Once the L&T launched the erection of pillars for elevated track, several objections, court cases and agitations demanding stoppage of the entire metro rail plan rattled the project. In fact, close to 200 court cases were filed, of which we won 190 and some are still pending disposal. We have ensured that land acquisition, alignments and routes were designed to perfection.
How was the journey with the Telangana Rashtra Samithi (TRS) Government?
It’s with them at the helm the project began to move on a fast track. Soon after the elections, the State was separated and Mr K Chandrasekhar Rao was elected the Chief Minister. Again, my detractors and motor mouths became busy to get me out of the position, especially because I don’t belong to the State. But Mr Rao, who was very quick in coming to grips with the administration after leading his party from the path of agitation into governance, understood the nuances and instructed me to continue doing my work. The project began moving on a faster pace, but came to a standstill due to some objections on alignment. After Mr KT Rama Rao became the Minister for Municipal Administration, the metro rail project was accelerated.
Even though the first and second stretches were ready quite a few months ago, the Chief Minister KCR insisted that we should throw it open to public once we were done with last mile connectivity in this stretch. We realized his wish and the Hyderabad Metro Rail will run a distance of 30 km covering 24 stations with a train having with three coaches every 15 minutes; and every three minutes during peak hours. In this 30-km stretch, the HMRL would transport 60,000 to 75,000 passengers every hour and 10-15 lakh passengers every day.
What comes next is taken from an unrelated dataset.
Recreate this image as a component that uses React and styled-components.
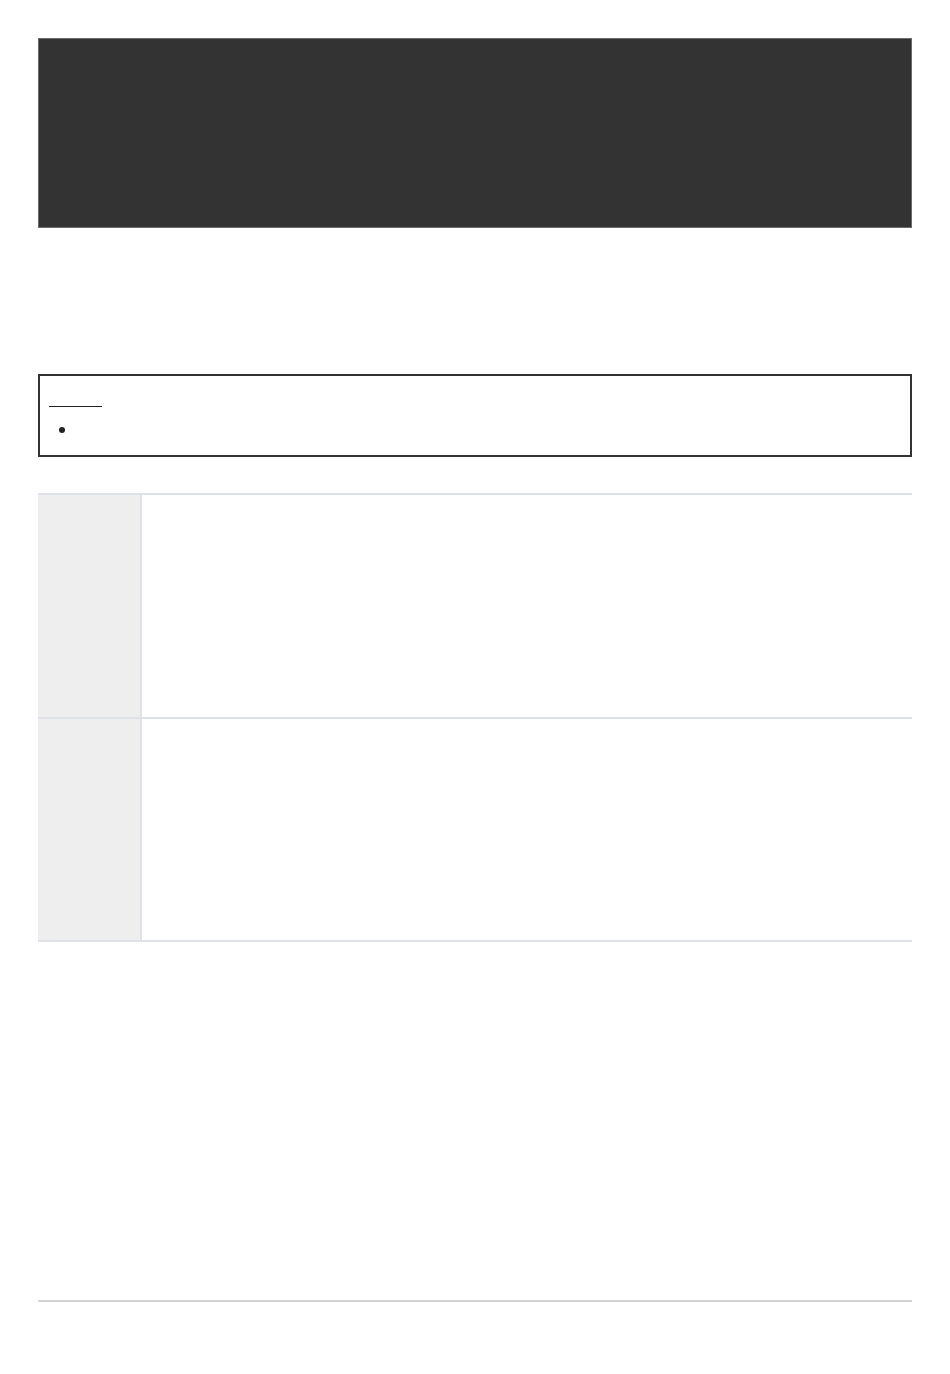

App-supported bicycles, modern amenities, shopping at stations, feeder buses and electric vehicles into nearby colonies for the benefit of commuters are going to change the streetscape of the city.
We will complete the phase I connecting the three lines in close to 70 km between Miyapur to LB Nagar; Jubilee Bus Station to Mahatma Gandhi Bus Station; and Nagole to Raidurg with 66 stations to cart 30 lakh passengers a day at 1,80,000 travelers an hour by November 2018. Then we will take up the other phases.